Who successfully manned our institutions after the peaceful departure of the colonial masters and finally, I hope, you are not talking on behalf of the vast majority of our Indo Trinbagonians who, like all the rest of us, has in the words of eminent jurist, Israel Khan SC, “Indo Trinidadians as an ethnic group have done exceedingly well in education, religion, culture, economics and sports since our forefathers arrived as “bonded coolies”—the fact of the matter, the reality of life and survival in T&T, for all of us victims of slavery and indentureship in the words of distinguished poet Langston Hughes, “Life for me/us ain’t been no crystal stair.”

We have all worked hard, our ancestors, forefathers across the racial and ethnic divide made tremendous sacrifices, endured deprivation, discrimination and oppression under a policy of institutionalised discrimination.

We overcame, survived and prospered.

Some like in all other countries on the planet did better…in fact, much better than others. This is the nature of the beast called mankind: the animal called humanity, whatever the race, colour, religion or nationality of the beast, the name of the game is “Survival of the fittest”. It is against this background, my fellow brothers, countrymen, patriots Trevor Sudama, Gerald Ramdeen, Israel Khan, that even at this advanced age of 88-plus, with a fading memory I wish to assure you, Brother Khan, that there is no necessity for trembling; to inform Brother Ramdeen that it was not only the Indo Trinbagonians that worked hard, made sacrifices and succeeded. We all did. Brother Trevor has no reason to feel threatened by my statement: like Covid-19, we are all in this together.
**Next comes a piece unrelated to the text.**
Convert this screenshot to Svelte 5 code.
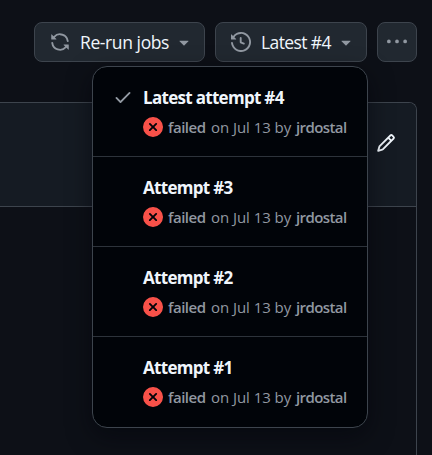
<script>
  const attempts = ['Latest attempt #4', 'Attempt #3', 'Attempt #2', 'Attempt #1'];

  const icons = {
    sync: 'M1.705 8.005a.75.75 0 0 1 .834.656 5.5 5.5 0 0 0 9.592 2.97l-1.204-1.204a.25.25 0 0 1 .177-.427h3.646a.25.25 0 0 1 .25.25v3.646a.25.25 0 0 1-.427.177l-1.38-1.38A7.002 7.002 0 0 1 1.05 8.84a.75.75 0 0 1 .656-.834ZM8 2.5a5.487 5.487 0 0 0-4.131 1.869l1.204 1.204A.25.25 0 0 1 4.896 6H1.25A.25.25 0 0 1 1 5.75V2.104a.25.25 0 0 1 .427-.177l1.38 1.38A7.002 7.002 0 0 1 14.95 7.16a.75.75 0 0 1-1.49.178A5.5 5.5 0 0 0 8 2.5Z',
    history: 'm.427 1.927 1.215 1.215a8.002 8.002 0 1 1-1.6 5.685.75.75 0 1 1 1.493-.154 6.5 6.5 0 1 0 1.18-4.458l1.358 1.358A.25.25 0 0 1 3.896 6H.25A.25.25 0 0 1 0 5.75V2.104a.25.25 0 0 1 .427-.177ZM7.75 4a.75.75 0 0 1 .75.75v2.992l2.028.812a.75.75 0 0 1-.557 1.392l-2.5-1A.751.751 0 0 1 7 8.25v-3.5A.75.75 0 0 1 7.75 4Z',
    caret: 'm4.427 7.427 3.396 3.396a.25.25 0 0 0 .354 0l3.396-3.396A.25.25 0 0 0 11.396 7H4.604a.25.25 0 0 0-.177.427Z',
    dots: 'M8 9a1.5 1.5 0 1 0 0-3 1.5 1.5 0 0 0 0 3ZM1.5 9a1.5 1.5 0 1 0 0-3 1.5 1.5 0 0 0 0 3Zm13 0a1.5 1.5 0 1 0 0-3 1.5 1.5 0 0 0 0 3Z',
    check: 'M13.78 4.22a.75.75 0 0 1 0 1.06l-7.25 7.25a.75.75 0 0 1-1.06 0L2.22 9.28a.751.751 0 0 1 .018-1.042.751.751 0 0 1 1.042-.018L6 10.94l6.72-6.72a.75.75 0 0 1 1.06 0Z',
    failed: 'M2.343 13.657A8 8 0 1 1 13.658 2.343 8 8 0 0 1 2.343 13.657ZM6.03 4.97a.751.751 0 0 0-1.042.018.751.751 0 0 0-.018 1.042L6.94 8 4.97 9.97a.749.749 0 0 0 .326 1.275.749.749 0 0 0 .734-.215L8 9.06l1.97 1.97a.749.749 0 0 0 1.275-.326.749.749 0 0 0-.215-.734L9.06 8l1.97-1.97a.749.749 0 0 0-.326-1.275.749.749 0 0 0-.734.215L8 6.94Z',
    pencil: 'M11.013 1.427a1.75 1.75 0 0 1 2.474 0l1.086 1.086a1.75 1.75 0 0 1 0 2.474l-8.61 8.61c-.21.21-.47.364-.756.445l-3.251.93a.75.75 0 0 1-.927-.928l.929-3.25c.081-.286.235-.547.445-.758l8.61-8.61Zm.176 4.823L9.75 4.81l-6.286 6.287a.253.253 0 0 0-.064.108l-.558 1.953 1.953-.558a.253.253 0 0 0 .108-.064Zm1.238-3.763a.25.25 0 0 0-.354 0L10.811 3.75l1.439 1.44 1.263-1.263a.25.25 0 0 0 0-.354Z'
  };
</script>

{#snippet icon(name)}
  <svg class={name} width="20" height="20" viewBox="0 0 16 16" fill="currentColor" aria-hidden="true"><path d={icons[name]} /></svg>
{/snippet}

<div class="page">
  <header class="toolbar">
    <button class="rerun">{@render icon('sync')}<span>Re-run jobs</span>{@render icon('caret')}</button>
    <button class="latest">{@render icon('history')}<span>Latest #4</span>{@render icon('caret')}</button>
    <button class="more" aria-label="More options">{@render icon('dots')}</button>
  </header>
  <section class="card">
    <div class="card-head">{@render icon('pencil')}</div>
  </section>
  <ul class="menu">
    {#each attempts as title, i}
      <li>
        <div class="mark">{#if i === 0}{@render icon('check')}{/if}</div>
        <div class="body">
          <div class="title">{title}</div>
          <div class="meta">
            {@render icon('failed')}
            <b class="status">failed</b><span class="date">on Jul 13 by</span><b class="user">jrdostal</b>
          </div>
        </div>
      </li>
    {/each}
  </ul>
</div>

<style>
  :global(body) { background: #0d1017; overflow: hidden; }
  * { box-sizing: border-box; }
  svg { display: block; flex: none; }
  .page {
    position: relative;
    display: flex;
    flex-direction: column;
    width: 432px;
    height: 455px;
    overflow: hidden;
    background: #0d1017;
    font-family: "Open Sans", "Noto Sans", sans-serif;
  }
  .toolbar {
    display: flex;
    justify-content: flex-end;
    gap: 10px;
    padding: 22px 15px 40px 0;
  }
  button {
    display: flex;
    align-items: center;
    height: 40px;
    padding: 0 10px 0 15px;
    border: 1px solid #3d444d;
    border-radius: 8px;
    background: #212830;
    color: #9198a1;
    font: 400 17.5px/26px "Open Sans", "Noto Sans", sans-serif;
  }
  button span {
    flex: 1;
    padding-left: 10px;
    text-align: left;
    white-space: nowrap;
    color: #f0f6fc;
    letter-spacing: -0.4px;
  }
  .rerun { width: 171px; }
  .latest { width: 152px; }
  .latest span { letter-spacing: -0.6px; }
  .more { width: 40px; padding: 0; justify-content: center; }
  .card {
    flex: 1;
    width: 417px;
    border: solid #3d444d;
    border-width: 1px 1px 0 0;
    border-radius: 0 8px 0 0;
  }
  .card-head {
    display: flex;
    justify-content: flex-end;
    height: 104px;
    padding: 30px 20px 0 0;
    border-bottom: 1px solid #3d444d;
    border-radius: 0 7px 0 0;
    background: #151b23;
    color: #f0f6fc;
  }
  .menu {
    position: absolute;
    left: 92px;
    top: 66px;
    width: 276px;
    height: 362px;
    margin: 0;
    padding: 0;
    list-style: none;
    overflow: hidden;
    border: 1px solid #3d444d;
    border-radius: 15px;
    background: #010409;
    box-shadow: 0 8px 24px rgba(1, 4, 9, 0.5);
  }
  li {
    display: flex;
    height: 90px;
    padding: 18px 0 0 20px;
    border-bottom: 1px solid #2d333b;
  }
  li:last-child { border-bottom: 0; }
  .mark { width: 30px; padding-top: 2px; color: #9198a1; }
  .title {
    color: #f0f6fc;
    font-size: 17px;
    font-weight: 700;
    line-height: 25px;
    letter-spacing: -0.7px;
    white-space: nowrap;
  }
  .meta {
    display: flex;
    align-items: center;
    height: 20px;
    margin-top: 7px;
    color: #9198a1;
    font-size: 15px;
    line-height: 20px;
    white-space: nowrap;
  }
  .meta b { font-weight: 600; }
  .failed { color: #f85149; }
  .status { width: 43px; margin-left: 5px; letter-spacing: -0.5px; }
  .date { width: 85px; letter-spacing: -0.05px; }
  .user { letter-spacing: -0.6px; }
</style>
T&T belongs to all of us and has in fact been good to all of us. To date, after 74 years of adult suffrage, 58 years of Independence, none, not one of our prime ministers from Dr Eric Williams to Dr Keith Rowley inclusive of Basdeo Panday and Kamla Persad-Bissessar has wilfully and/or deliberately engaged in “institutionalised discrimination”. Nepotism, yes —they are all guilty of party patronage, party handouts: this is the price we pay for our system of democracy: “winner take all”.
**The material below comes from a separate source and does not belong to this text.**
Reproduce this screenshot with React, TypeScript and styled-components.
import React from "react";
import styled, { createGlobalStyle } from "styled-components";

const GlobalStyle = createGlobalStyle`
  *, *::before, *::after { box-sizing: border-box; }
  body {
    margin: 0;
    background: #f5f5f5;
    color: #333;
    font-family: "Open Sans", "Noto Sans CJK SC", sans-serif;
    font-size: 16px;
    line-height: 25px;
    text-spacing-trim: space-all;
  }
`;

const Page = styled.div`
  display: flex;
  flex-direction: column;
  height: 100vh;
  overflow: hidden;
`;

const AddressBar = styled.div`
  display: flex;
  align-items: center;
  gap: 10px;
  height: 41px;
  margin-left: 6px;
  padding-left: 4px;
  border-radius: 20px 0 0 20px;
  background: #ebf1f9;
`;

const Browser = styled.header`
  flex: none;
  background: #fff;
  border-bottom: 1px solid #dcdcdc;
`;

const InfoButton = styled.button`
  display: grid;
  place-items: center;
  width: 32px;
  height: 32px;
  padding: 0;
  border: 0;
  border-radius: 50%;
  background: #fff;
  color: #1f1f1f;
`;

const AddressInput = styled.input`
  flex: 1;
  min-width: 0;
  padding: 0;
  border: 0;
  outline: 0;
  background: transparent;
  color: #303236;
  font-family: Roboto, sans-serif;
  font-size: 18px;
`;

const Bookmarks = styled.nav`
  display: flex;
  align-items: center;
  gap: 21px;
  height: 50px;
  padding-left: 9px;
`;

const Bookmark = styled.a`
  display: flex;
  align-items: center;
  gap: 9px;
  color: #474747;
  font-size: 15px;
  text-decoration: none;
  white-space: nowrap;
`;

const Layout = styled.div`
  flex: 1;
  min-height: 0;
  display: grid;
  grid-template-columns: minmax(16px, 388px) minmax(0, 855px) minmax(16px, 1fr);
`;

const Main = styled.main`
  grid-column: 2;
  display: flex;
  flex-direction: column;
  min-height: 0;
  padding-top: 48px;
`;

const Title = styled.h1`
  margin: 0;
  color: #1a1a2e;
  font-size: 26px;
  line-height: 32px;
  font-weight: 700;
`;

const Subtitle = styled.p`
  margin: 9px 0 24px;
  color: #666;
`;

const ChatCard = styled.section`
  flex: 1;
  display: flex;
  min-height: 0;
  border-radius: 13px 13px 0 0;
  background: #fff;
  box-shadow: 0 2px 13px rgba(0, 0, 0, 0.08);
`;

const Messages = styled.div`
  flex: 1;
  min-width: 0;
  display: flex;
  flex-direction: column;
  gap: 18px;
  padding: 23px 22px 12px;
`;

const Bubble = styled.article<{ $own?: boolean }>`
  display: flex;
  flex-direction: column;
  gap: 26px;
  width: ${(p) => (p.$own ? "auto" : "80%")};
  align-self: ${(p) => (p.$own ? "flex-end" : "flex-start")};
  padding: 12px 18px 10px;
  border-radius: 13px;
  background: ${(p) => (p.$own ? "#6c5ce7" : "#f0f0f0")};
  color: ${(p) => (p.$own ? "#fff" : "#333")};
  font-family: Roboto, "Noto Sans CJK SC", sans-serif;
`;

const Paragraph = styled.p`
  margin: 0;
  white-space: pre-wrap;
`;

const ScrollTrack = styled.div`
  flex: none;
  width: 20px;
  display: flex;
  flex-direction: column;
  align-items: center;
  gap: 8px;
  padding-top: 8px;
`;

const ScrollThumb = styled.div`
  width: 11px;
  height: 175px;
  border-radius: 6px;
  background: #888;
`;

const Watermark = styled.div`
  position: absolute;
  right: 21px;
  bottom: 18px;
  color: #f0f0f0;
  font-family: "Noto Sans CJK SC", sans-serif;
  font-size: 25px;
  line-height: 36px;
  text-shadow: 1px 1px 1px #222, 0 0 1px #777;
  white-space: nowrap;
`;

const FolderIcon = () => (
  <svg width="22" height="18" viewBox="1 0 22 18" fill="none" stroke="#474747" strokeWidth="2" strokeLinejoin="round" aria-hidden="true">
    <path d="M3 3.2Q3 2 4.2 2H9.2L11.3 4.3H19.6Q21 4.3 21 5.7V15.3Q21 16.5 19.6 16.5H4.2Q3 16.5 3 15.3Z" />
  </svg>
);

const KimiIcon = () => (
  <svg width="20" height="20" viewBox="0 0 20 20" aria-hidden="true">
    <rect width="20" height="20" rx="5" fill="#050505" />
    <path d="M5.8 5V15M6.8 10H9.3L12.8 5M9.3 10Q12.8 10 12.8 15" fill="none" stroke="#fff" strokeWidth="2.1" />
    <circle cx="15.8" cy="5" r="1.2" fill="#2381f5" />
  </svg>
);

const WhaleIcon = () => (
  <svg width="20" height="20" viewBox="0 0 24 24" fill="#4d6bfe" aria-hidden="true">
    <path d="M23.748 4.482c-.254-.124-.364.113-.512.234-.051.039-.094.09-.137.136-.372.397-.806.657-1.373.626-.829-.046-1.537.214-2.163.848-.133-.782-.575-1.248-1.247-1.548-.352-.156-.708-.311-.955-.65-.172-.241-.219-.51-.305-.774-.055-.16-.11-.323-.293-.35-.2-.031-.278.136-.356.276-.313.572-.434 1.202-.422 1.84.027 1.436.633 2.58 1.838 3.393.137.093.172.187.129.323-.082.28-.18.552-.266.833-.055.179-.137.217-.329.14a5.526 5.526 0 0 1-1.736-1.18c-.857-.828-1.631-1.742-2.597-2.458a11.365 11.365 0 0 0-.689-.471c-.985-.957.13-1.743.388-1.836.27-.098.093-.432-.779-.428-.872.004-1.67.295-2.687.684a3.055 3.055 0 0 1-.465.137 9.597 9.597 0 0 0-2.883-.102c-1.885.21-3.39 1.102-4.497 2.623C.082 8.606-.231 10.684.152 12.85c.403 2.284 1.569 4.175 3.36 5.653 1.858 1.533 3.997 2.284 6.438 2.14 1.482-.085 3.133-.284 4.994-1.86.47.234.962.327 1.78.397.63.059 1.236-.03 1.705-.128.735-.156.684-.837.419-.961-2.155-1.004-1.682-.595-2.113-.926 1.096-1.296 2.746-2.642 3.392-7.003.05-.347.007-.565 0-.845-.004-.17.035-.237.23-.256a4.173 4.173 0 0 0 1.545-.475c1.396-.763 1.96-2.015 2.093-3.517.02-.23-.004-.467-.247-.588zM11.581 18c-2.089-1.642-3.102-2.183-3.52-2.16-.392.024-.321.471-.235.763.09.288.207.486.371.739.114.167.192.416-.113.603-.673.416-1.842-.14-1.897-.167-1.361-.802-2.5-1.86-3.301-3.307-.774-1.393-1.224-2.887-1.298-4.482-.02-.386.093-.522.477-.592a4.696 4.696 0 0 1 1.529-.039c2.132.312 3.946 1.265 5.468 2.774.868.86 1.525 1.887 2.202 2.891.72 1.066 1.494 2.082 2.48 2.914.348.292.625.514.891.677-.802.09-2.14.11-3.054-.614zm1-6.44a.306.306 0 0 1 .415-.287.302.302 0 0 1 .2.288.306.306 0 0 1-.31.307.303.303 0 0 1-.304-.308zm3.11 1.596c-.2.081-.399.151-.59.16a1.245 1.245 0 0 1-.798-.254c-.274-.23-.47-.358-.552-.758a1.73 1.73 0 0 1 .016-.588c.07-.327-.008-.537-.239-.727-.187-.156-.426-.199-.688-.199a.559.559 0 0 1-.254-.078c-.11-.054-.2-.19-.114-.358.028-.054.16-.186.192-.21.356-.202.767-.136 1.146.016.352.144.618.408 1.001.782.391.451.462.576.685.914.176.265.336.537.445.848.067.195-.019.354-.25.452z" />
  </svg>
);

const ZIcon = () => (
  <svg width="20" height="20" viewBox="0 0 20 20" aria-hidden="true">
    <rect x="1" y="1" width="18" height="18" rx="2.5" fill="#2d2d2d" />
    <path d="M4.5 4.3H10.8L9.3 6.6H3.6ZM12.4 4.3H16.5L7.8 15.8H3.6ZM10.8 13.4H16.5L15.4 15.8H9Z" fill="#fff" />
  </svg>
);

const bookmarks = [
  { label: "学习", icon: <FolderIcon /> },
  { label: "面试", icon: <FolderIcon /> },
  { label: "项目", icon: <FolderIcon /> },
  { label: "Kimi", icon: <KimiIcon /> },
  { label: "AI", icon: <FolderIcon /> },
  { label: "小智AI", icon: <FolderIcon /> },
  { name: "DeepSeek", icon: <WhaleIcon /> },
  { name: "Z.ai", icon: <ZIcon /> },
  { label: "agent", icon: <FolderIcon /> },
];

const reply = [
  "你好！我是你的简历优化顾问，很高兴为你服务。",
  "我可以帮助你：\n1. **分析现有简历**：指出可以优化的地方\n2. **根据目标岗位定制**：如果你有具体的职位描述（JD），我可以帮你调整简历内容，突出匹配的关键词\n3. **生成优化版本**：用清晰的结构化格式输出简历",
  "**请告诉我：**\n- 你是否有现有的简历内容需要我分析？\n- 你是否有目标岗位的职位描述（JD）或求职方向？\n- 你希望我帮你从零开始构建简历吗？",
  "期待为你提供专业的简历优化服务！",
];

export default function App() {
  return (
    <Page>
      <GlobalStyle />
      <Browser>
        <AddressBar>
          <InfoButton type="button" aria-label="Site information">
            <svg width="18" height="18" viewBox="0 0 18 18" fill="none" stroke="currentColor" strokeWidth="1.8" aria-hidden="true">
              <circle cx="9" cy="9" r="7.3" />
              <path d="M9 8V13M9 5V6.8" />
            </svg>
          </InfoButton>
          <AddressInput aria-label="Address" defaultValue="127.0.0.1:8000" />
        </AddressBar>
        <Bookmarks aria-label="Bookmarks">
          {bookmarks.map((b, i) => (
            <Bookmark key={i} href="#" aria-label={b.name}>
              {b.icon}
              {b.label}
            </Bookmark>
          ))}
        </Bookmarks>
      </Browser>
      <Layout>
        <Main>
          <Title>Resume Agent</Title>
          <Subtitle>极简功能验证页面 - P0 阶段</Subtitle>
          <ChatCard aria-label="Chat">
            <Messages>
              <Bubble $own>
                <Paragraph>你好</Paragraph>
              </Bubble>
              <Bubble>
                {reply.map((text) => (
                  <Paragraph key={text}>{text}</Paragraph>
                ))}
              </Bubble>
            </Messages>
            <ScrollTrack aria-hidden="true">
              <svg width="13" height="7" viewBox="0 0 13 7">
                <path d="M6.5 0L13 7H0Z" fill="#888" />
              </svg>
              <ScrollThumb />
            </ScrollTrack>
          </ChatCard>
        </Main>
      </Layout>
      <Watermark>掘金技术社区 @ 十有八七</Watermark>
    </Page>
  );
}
NB: Just to remind Israel Khan SC

(1) that the first Indo Trinbagonian chief justice, Sir Isaac Hyatali was appointed under a PNM government in preference to Justice Clement Phillips

(2) the most powerful opponents to Kamaluddin Mohammed and Errol Mahabir after Dr Williams’ death in 1981 were the then Opposition Leader of the UNC Basdeo Panday who relentlessly accused them of being the twins of corruption. Mahabir was not spared on the infamous Japanese Garden. Poor Kamal was almost beaten to his political death on the altar of his association with the Motilal Moonan empire.

As party organiser of the ONR, I was part of that political strike squad to destroy these two powerful political opponents. I, subsequently apologised to both Mahabir and Mohammed before they departed. The party decision to select George Chambers was not only the correct political decision. It saved the PNM from what was a sure cut arse in 1981 which did not escape them in 1986. It had nothing to do with race. Chambers’s only asset in 1981 is the fact that he was squeaky clean. The rest is now history!

To my brothers and fellow patriots (Trevor, Gerald and Israel) all I ask of you is to stop fanning a fire you cannot out.

(3) It was Arthur NR Robinson that gave the country its first Indo-Trinbagonian prime minister.

(4) PNM Patrick Manning’s government approved a second term as president for Noor Hassanali.

Thanks for the opportunity of providing you with some more unquestionable facts.